Genomic prediction in white lupin has been shown to be successful for grain yield, drought tolerance, anthracnose resistance and a set of morphological traits (Annicchiarico et al. 2023, 2019; Pecetti et al. 2023; Rychel-Bielska et al. 2020). In this study, the approach of genomic selection was applied to predict anthracnose resistance, seed alkaloid and protein content phenotype in white lupin. The developed statistical models showed high predictive abilities for all traits studied, comparable or even higher than predictive abilities for anthracnose (Rychel-Bielska et al. 2020), grain yield (Annicchiarico et al. 2019), drought tolerance (Pecetti et al. 2023), winter survival, onset of flowering, pod fertility, individual seed weight, plant height, leaf size, mainstem proportion of seeds and number of leaves (Annicchiarico et al. 2020). Running the genomic predictions on the detected QTLs resulted in improved prediction abilities of anthracnose compared to the full marker model. Further, we could not detect a disadvantage using the same approach for the seed quality traits. The high rate of explained variance per genotype made a “feature pre-selection” of markers for the genomic prediction model reasonable. Although these QTLs were also included in the full marker model, limitations in the model fitting, e.g., by assigning each marker an effect (even when very small), can negatively impact the models fit. Therefore, we conclude that it can be a valuable approach to combine QTLs in a genomic prediction model to improve “marker-assisted selection”. This said, we must remark that the detected QTLs might be specific to the examined collection. Therefore, the prediction approach comes with limitations and might not work equally well outside the tested gene pool, where other QTLs influence the phenotype.

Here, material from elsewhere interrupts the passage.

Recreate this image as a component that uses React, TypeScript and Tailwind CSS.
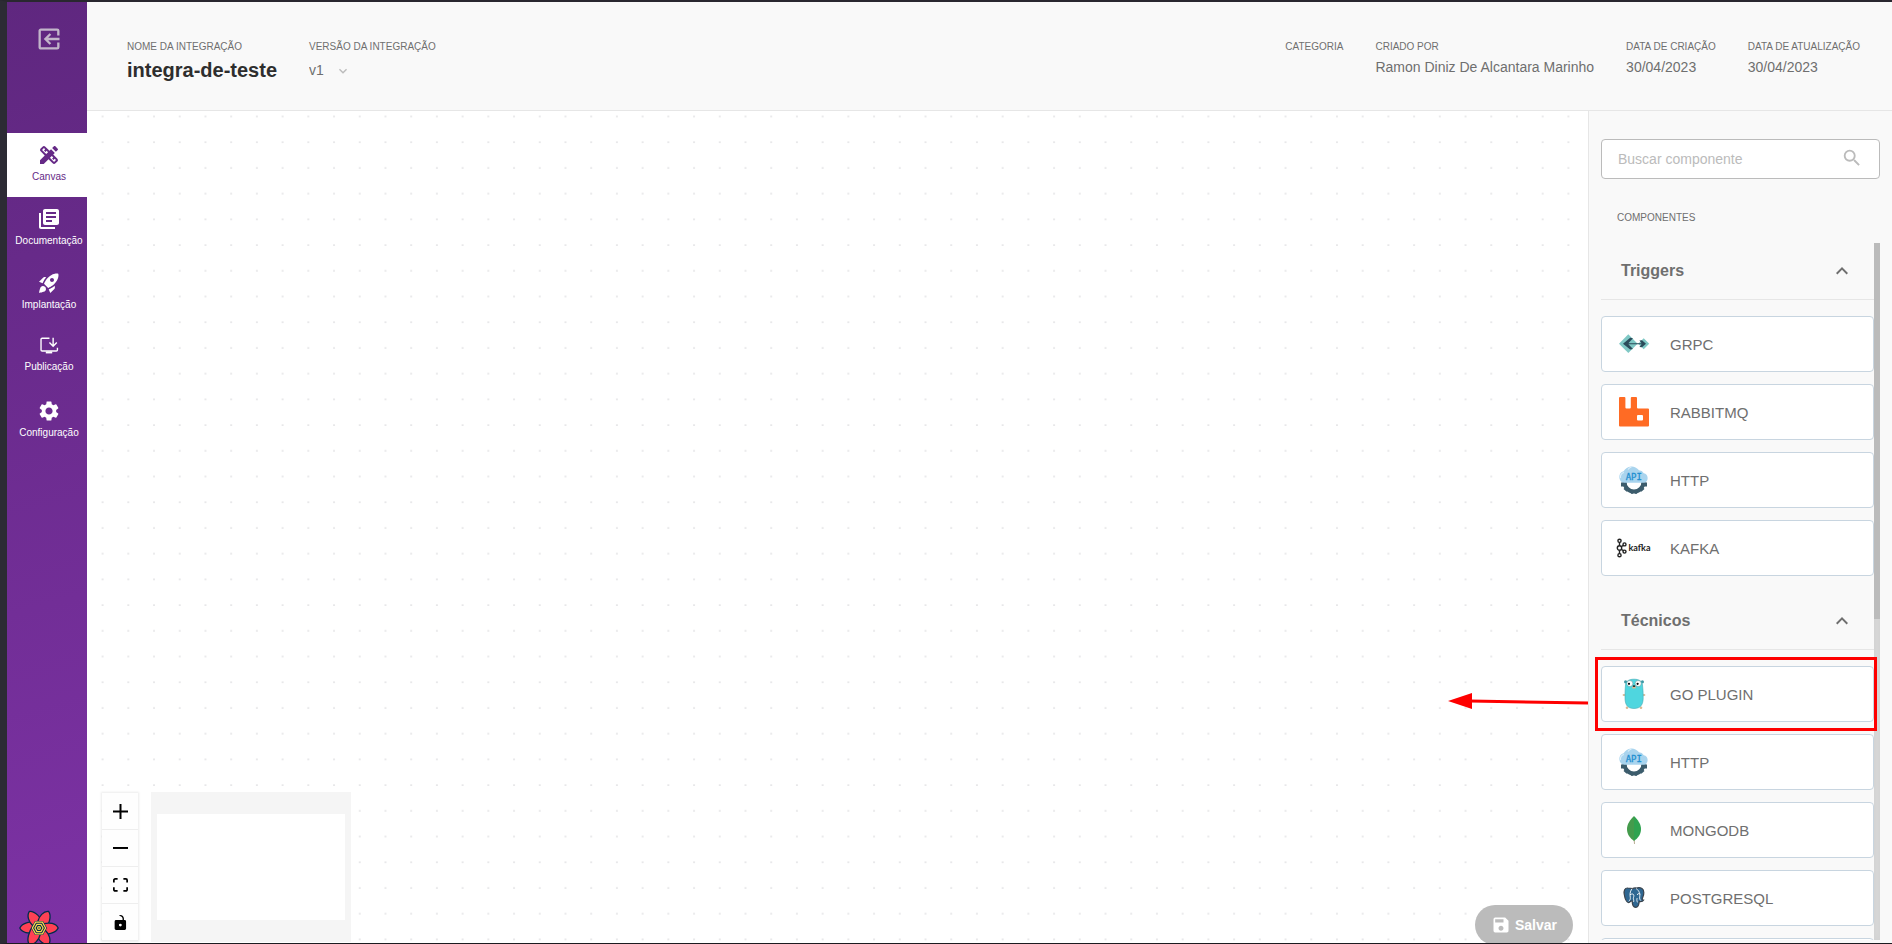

Prospects for white lupin breeding

Recent scientific advances in white lupin research such as publication of white lupin reference genome and genome-wide variants (Hufnagel et al. 2020, 2021) or identification of the causal mutation in pauper alkaloid metabolism (Mancinotti et al. 2023) allow the development of breeding relevant molecular tools. In this study, two genotyping arrays on the BiomarkX platform (Standard BioTools™) were established. The diversity array consists of 96 SNP assays that are distributed along the 25 chromosomes and is useful for controlling crossing success, determining seed lot purity and roughly characterizing diversity in a new set of white lupine accessions.

Significantly associated SNP markers in the presented GWAS might be useful for marker-assisted selection in white lupin breeding programs. For this purpose, trait-associated SNPs have been transferred to a second genotyping array to ensure reproducibility of SNPs in different material assortments. These SNPs need to be validated in order to implement their use in practical breeding. As application of our results, array genotyping of unknown germplasms can be requested for any breeding and research application to LfL.

Conclusion

The present study assembled a white lupin panel (LUW panel) that exhibits genetic and phenotypic diversity and for which extensive genome-wide SNP data and robust phenotypic data on major traits in white lupin breeding were collected. Significantly associated SNP markers confirmed one published anthracnose resistance QTL of white lupin, showed significant association in genomic region homologs known to be involved in this trait from yellow and narrow-leafed lupin research and identified new marker–trait associations for this trait. We confirmed the causal SNP marker for the sweetness locus pauper and identified additional SNP markers associated with seed alkaloid content. First SNP markers associated with protein content were presented. Additionally, genomic prediction showed great potential for white lupin breeding, especially predicting the phenotype of anthracnose. The resources established by this study can be used and directly applied to improve and expand white lupin breeding.